The present invention relates generally to control circuits and more particularly to a control circuit for supplying a load with electrical power proportional to the middle valued of three input signals.
In the discipline of process control, it is often desirable to develop an output signal (e.g., a control signal) which represents the middle valued of three input signals. These input signals are commonly feedback signals of a system parameter which is being controlled with the three feedback signals being the result of independent sensing of the same parameter. For example, a parameter closely monitored in a gas turbine is the internal temperature of the combustion chamber. Because of the criticality of this measurement, since excessive temperature or excessive rate of temperature rise can be extremely detrimental to the turbine, it is common to use a plurality of sensors.
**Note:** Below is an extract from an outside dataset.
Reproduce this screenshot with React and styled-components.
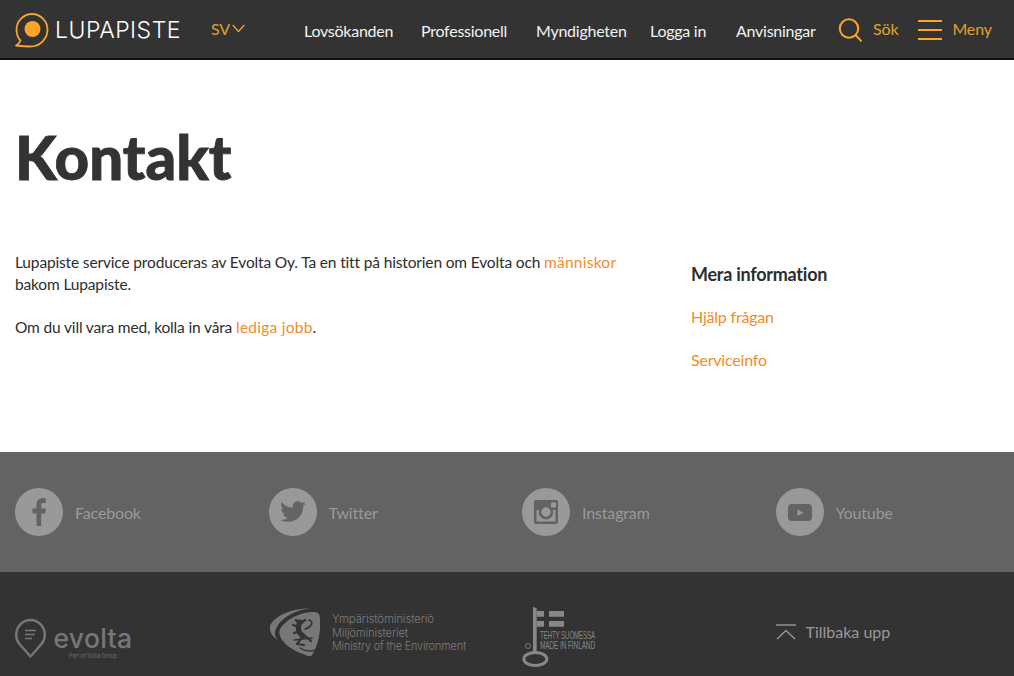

These sensors provide independent feedback signals which, although the sensors are of the same type, vary due to variances in the sensors themselves, differences in the amount of degradation of the sensors and the circuitry involved and/or other factors such as one of the sensors may fail. It is, therefore, commonly known to consider these sensors in groups of three and to select the sensor providing the middle value of the three as being the "most correct" and to regulate the temperature to that value. In a gas turbine, temperature is largely regulated by controlling the fuel flow to the mid-value.
A variety of mid-value circuits are known. Most of these circuits are either very expensive or have a common active component(s) the failure of which will result in a complete loss of the system. As an example, it is known to have an operational amplifier as the common point with the circuitry associated with the individual feedbacks all feeding the common operational amplifier. It is apparent in this case that should this amplifier fail, the control system will either fail or at least be seriously degraded.